Wednesday, October 24, 2012

Permutations: When Objects Repeat

Monday's blog entry (10/22/2012), Factorials and Arrangements of Unique Objects dealt with permutations of arranging a group of objects where all the objects are unique. Today's blog entry looks at three situations where objects can be repeated.

All the Choices are Available all the Time

This is where you make permutations in which all the objects are available for each slot. For example, let's take a five digit zip code. There are five slots and for each slot the 10 digits are available: 0, 1, 2, 3, 4, 5, 6, 7, 8, and 9.

For the first slot there are 10 choices. For each of the 10 choices, the second slot presents another 10 choices. For each of those 10 choices, the third slot presents another 10 choices. And so on.

The number of arrangements is: 10 × 10 × 10 × 10 × 10 = 100,000. There are 100,000 five-digit zip codes possible, 00000 to 99999.

Remember when calculating permutations, order matters. For our example, 11110, 11101, 11011, 10111, and 01111 are five different arrangements. The general rule is presented below.


Permutations where all the choices are available all the time = n^k

where
n = number of objects
k = number of slots


Objects Can Repeat, but with Some Restrictions

This is similar to the first situation in the way of calculating the number of permutations (arrangements).

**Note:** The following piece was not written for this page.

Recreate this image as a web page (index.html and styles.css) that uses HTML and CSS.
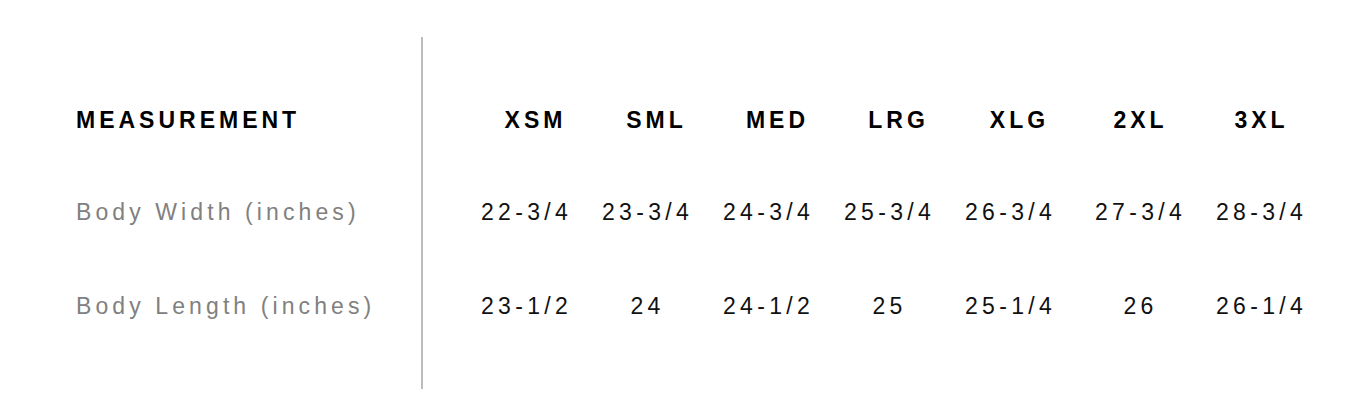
FILE: index.html
```html
<!DOCTYPE html>
<html lang="en">
<head>
<meta charset="utf-8">
<title>Size Chart</title>
<link rel="stylesheet" href="styles.css">
</head>
<body>
<div class="chart">
  <div class="labels">
    <div class="row head">MEASUREMENT</div>
    <div class="row label">Body Width (inches)</div>
    <div class="row row-last label">Body Length (inches)</div>
  </div>
  <div class="divider"></div>
  <div class="sizes">
    <div class="cell head">XSM</div>
    <div class="cell head">SML</div>
    <div class="cell head">MED</div>
    <div class="cell head">LRG</div>
    <div class="cell head">XLG</div>
    <div class="cell head">2XL</div>
    <div class="cell head">3XL</div>

    <div class="cell val shift">22-3/4</div>
    <div class="cell val shift">23-3/4</div>
    <div class="cell val shift">24-3/4</div>
    <div class="cell val shift">25-3/4</div>
    <div class="cell val shift">26-3/4</div>
    <div class="cell val">27-3/4</div>
    <div class="cell val">28-3/4</div>

    <div class="cell val shift">23-1/2</div>
    <div class="cell val shift">24</div>
    <div class="cell val shift">24-1/2</div>
    <div class="cell val shift">25</div>
    <div class="cell val shift">25-1/4</div>
    <div class="cell val">26</div>
    <div class="cell val">26-1/4</div>
  </div>
</div>
</body>
</html>
```

FILE: styles.css
```css
html, body {
  margin: 0;
  padding: 0;
  background: #ffffff;
}

body {
  font-family: "Liberation Sans", Arial, Helvetica, sans-serif;
  font-size: 23px;
  color: #111111;
}

.chart {
  display: flex;
  align-items: stretch;
  padding: 37px 0 0 76px;
  height: 352px;
}

.labels {
  width: 345px;
  display: grid;
  grid-template-rows: 92px 92px 96px;
  align-content: start;
  padding-top: 37px;
}

.row {
  display: flex;
  align-items: center;
  white-space: nowrap;
}

.head {
  font-weight: 700;
  color: #000000;
  letter-spacing: 4px;
}

.label {
  color: #808080;
  letter-spacing: 4.1px;
}

.divider {
  width: 2px;
  background: #bcbcbc;
}

.sizes {
  display: grid;
  grid-template-columns: repeat(7, 121px);
  grid-template-rows: 92px 92px 96px;
  align-content: start;
  padding-top: 37px;
  margin-left: 52px;
}

.cell {
  display: flex;
  align-items: center;
  justify-content: center;
  white-space: nowrap;
}

.val {
  color: #111111;
  letter-spacing: 4.3px;
}

.shift {
  padding-right: 18px;
}
```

Let's say we are on a very famous game show. One of it's mini games is played for a car valued anywhere from $20,000 to $59,999. We want to know how many possible prices for this game are possible.

Looking at the range from $20,000 to $59,999: we can see the choices for each of the five digits. The first digit must be a 2, 3, 4, or 5. The other four digits can be anything 0 through 9 (10 choices each).

The number of prices possible are 4 × 10 × 10 × 10 × 10 = 40,000.

So using a random guess, the contestant has a 1 in 40,000 choice in getting the price exactly right.

Another mini-game offers cars from $11,111 to $36,666 where the first digit is given to the contestant (1, 2, or 3) and the contestant tries to roll the other four digits using a single die. The die contains the numbers 1, 2, 3, 4, 5, and 6. Our task to find out how many prices are possible.

There are 3 choices for the first digit, and 6 choices for the other four digits.

The number of prices possible are 3 × 6 × 6 × 6 × 6 = 3,888.

This mini-game can be played up to 3,888 times before a price repeats.


Permutations where:
1) Different slots can have restrictions
2) Each choice is independent

P = (number of choices for slot 1) × (number of choices for slot 2) × ... × (number of choices for slot k)


Rearranging a Group of Objects where some of the Objects Repeat

In this situation we are finding the number of permutations of a group of objects, except some of the objects repeat.

Let's try to find the number of ways to arrange the letters in the word PHYSICS, removing any restriction that the arrangement has to make a sensible word (HYSSICP would count as arrangement).

In the word PHYSICS, there is 1 "P", 1 "H", 1 "Y", 2 "S"s, 1 "I", and 1 "C", for a total of 7 letters. PHYSICS counts as one permutation, regardless which "S" is used in each slot. We still have 7 letters, which can be arranged 7! = 5,040 ways, but have to account for the 2 "S"s.

The true number of ways to arrange the letters in the word PHYSICS is 2,520 ways.

7! / 2! = 5,040/2 = 2,520

Coincidentally, the calculation is really 7! / (1! × 1! × 1! × 2! × 1! × 1!). However, 1! = 1. Hence, 1! × 1! × 1! × 2! × 1! × 1! = 2!.

Let's take another example. Find the number of ways to arrange the letters in the "word" AAABB. In this example, there are 3 "A"s and 2 "B"s for a total of 5 letters.

If all the letters were unique, the number of ways is 5!. But we have to account for the repeats. Divide by 3! for the "A"s and 2! for the "B"s. The result is:

5! / (3! × 2!) = 120 / (6 × 2) = 10

There are only 10 ways to arrange the letters of the "word" AAABB. The ten are:

AAABB
AABAB
AABBA
ABABA
ABBAA

BABAA
BBAAA
ABBAA
AABBA
BAAAB


Finding the Number of Arrangements of Objects Where Some Objects Repeat

n! / ( (k_1)! × (k_2)! × ... × (k_m)! )

where:
n = the total number of objects, including repeated objects
m = the number of unique objects
k_1 = number of "k_1" objects
k_2 = number of "k_2" objects
and so on until...
k_m = number of "k_m" objects

The expression above is known as a multinomial coefficient.


I hope this day is well for each of you. Thank you for your comments and suggestions. Take care,

Eddie


Source:
Marcus, Daniel A. "Combinatorics: A Problem Orientated Approach" Mathematical Association of America, Washington DC. 1998.


This blog is property of Edward Shore, 2012.